Task requirements => Among the entries below, count the lines where the string "full" occurs, and give only the number.

Dataset excerpts =>
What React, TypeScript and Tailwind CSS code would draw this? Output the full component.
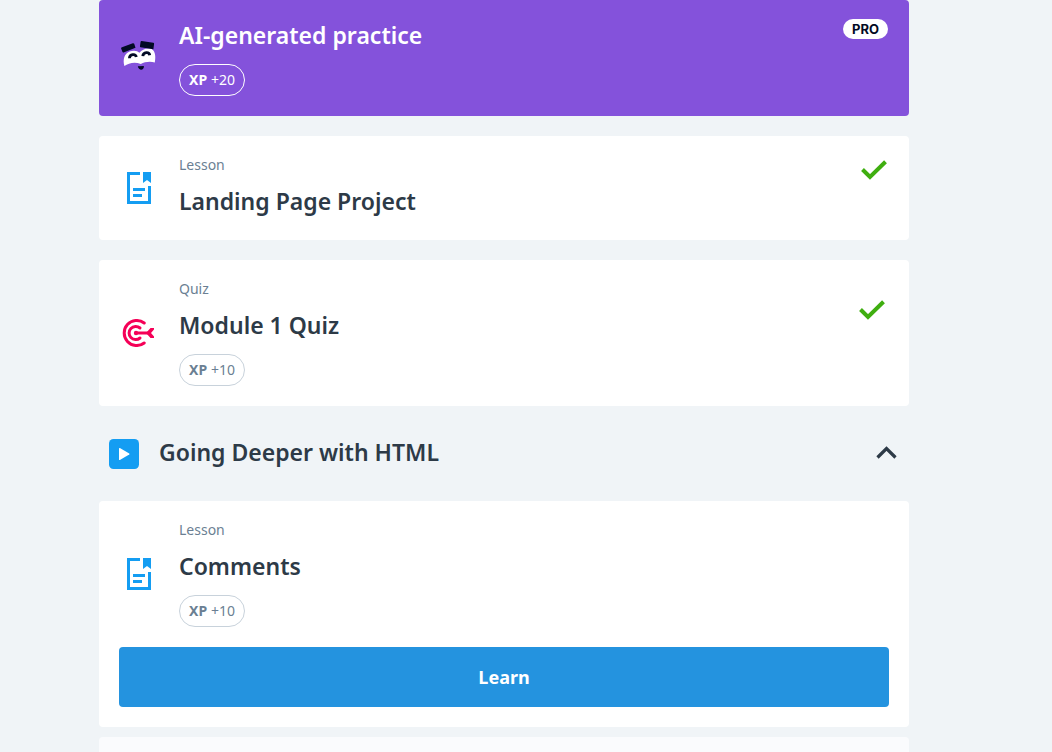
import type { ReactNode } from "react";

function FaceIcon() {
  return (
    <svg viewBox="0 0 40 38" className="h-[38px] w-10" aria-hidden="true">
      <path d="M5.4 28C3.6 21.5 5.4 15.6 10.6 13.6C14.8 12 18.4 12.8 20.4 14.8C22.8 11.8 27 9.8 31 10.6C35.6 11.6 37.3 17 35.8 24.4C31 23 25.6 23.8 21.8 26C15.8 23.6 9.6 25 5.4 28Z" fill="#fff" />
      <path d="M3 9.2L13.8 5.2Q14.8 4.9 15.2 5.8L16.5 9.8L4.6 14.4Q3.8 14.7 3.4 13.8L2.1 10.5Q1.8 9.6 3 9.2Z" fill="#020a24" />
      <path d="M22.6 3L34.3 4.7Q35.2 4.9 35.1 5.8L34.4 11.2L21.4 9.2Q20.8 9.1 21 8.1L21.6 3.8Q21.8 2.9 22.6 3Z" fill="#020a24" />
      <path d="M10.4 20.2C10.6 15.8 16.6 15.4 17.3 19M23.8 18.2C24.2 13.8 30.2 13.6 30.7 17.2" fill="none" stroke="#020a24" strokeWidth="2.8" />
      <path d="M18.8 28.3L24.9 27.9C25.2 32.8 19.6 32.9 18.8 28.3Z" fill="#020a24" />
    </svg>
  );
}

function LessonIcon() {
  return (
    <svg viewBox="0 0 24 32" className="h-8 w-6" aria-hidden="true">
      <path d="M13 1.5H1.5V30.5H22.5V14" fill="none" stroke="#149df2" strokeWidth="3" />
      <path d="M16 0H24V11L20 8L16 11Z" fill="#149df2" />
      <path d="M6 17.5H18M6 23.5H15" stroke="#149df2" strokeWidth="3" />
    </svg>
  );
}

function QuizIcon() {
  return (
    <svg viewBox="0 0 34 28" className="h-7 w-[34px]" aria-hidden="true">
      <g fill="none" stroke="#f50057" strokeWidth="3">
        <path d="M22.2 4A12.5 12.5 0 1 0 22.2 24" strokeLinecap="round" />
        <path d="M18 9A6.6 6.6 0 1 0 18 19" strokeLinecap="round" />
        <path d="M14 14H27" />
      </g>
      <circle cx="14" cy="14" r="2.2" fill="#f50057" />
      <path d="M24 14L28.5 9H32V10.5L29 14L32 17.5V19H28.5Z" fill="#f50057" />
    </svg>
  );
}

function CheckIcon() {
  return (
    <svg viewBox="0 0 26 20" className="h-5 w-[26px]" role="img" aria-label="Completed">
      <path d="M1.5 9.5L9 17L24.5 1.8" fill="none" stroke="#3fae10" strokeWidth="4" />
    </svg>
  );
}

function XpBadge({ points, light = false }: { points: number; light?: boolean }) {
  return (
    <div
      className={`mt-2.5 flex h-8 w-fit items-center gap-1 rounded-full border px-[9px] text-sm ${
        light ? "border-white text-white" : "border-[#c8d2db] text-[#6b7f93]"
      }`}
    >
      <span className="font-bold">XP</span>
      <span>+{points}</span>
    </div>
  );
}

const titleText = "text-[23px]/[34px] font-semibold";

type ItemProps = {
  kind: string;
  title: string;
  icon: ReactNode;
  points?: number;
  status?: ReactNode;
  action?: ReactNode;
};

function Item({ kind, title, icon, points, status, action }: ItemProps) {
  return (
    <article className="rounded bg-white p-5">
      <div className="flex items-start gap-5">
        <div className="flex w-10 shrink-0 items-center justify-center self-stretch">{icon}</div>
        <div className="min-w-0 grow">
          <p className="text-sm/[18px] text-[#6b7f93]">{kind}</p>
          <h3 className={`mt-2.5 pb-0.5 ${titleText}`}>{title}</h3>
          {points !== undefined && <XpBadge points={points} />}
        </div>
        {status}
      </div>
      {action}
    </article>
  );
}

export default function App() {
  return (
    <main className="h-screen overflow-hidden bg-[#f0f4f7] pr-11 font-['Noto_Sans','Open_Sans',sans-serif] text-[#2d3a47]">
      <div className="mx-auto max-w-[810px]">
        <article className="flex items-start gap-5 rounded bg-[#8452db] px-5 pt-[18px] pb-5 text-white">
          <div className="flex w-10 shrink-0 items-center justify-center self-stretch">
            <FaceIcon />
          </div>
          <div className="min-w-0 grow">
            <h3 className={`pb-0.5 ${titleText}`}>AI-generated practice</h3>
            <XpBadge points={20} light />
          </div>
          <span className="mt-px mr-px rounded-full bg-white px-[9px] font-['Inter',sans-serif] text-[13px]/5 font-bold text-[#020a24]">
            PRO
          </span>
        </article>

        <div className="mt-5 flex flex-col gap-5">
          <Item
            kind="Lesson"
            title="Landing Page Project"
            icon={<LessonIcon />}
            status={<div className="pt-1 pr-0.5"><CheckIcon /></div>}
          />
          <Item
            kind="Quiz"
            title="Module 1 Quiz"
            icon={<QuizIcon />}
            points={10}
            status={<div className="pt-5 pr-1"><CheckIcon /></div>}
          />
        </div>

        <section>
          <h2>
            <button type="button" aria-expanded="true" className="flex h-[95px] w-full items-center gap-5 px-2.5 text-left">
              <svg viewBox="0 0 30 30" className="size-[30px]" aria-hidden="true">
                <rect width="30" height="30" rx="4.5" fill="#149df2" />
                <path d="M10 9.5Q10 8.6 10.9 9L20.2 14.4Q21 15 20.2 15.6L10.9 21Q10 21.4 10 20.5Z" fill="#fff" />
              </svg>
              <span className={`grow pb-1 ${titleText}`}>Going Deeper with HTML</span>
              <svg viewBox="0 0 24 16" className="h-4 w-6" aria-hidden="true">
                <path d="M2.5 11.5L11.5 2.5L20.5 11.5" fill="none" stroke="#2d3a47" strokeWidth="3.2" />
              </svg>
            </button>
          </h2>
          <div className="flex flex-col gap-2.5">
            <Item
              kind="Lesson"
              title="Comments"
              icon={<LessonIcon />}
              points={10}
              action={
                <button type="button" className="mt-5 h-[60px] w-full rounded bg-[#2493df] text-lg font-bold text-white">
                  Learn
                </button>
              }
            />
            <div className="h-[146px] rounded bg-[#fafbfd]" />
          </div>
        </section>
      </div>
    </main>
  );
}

...

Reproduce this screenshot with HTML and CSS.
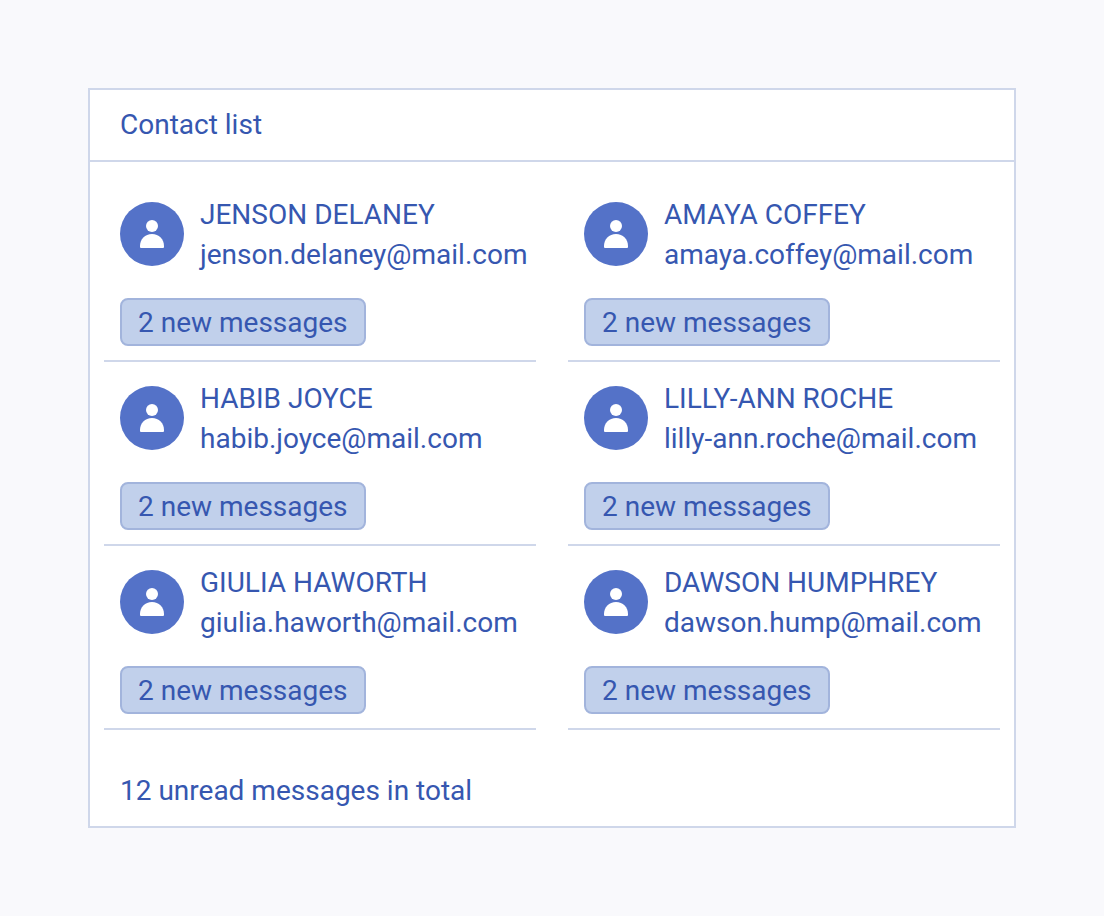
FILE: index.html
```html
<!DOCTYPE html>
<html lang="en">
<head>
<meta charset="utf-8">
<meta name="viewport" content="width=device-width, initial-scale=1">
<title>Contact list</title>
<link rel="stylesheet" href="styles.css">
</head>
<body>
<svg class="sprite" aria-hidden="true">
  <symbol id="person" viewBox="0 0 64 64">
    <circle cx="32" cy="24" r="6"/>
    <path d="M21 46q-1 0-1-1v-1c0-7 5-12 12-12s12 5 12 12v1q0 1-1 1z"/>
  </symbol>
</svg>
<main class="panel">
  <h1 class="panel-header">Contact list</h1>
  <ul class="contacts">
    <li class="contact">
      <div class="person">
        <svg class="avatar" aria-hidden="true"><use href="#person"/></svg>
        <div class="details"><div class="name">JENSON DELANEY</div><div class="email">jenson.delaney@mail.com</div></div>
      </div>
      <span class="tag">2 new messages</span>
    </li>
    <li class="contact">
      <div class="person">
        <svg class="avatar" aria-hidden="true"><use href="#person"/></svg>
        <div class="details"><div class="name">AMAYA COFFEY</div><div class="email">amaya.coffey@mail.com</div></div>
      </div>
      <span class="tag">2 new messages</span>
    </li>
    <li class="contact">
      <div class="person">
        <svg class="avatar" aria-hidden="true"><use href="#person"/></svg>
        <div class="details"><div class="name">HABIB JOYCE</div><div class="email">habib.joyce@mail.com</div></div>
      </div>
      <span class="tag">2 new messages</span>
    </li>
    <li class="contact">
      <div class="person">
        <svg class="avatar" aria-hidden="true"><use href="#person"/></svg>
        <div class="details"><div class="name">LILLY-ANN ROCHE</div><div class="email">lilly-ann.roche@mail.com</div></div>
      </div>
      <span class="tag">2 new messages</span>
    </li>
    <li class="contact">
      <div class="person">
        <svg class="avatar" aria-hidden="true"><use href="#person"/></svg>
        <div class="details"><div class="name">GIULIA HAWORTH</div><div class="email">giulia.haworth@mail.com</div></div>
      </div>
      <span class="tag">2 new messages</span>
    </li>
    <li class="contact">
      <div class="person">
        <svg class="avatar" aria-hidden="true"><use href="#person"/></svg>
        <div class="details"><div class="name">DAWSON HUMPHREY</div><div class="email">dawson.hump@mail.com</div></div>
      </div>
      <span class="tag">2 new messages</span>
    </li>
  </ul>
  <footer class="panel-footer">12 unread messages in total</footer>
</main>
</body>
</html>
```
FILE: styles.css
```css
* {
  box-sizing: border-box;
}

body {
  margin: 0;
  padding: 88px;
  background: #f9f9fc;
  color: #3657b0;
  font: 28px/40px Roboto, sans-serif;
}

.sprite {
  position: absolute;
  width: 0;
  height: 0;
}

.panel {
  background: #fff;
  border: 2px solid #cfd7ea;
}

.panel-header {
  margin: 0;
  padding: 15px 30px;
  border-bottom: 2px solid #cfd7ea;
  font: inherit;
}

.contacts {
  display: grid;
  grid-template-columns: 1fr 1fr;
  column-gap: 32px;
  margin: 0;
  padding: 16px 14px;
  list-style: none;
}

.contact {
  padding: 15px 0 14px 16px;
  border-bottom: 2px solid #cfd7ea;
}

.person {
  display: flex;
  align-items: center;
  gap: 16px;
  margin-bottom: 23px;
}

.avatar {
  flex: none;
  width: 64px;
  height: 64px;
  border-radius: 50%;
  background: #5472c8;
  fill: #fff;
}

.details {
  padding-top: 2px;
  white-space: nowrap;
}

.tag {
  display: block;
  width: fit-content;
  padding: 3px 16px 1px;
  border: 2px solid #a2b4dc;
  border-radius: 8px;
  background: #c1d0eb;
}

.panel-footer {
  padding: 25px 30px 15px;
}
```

The answer => 5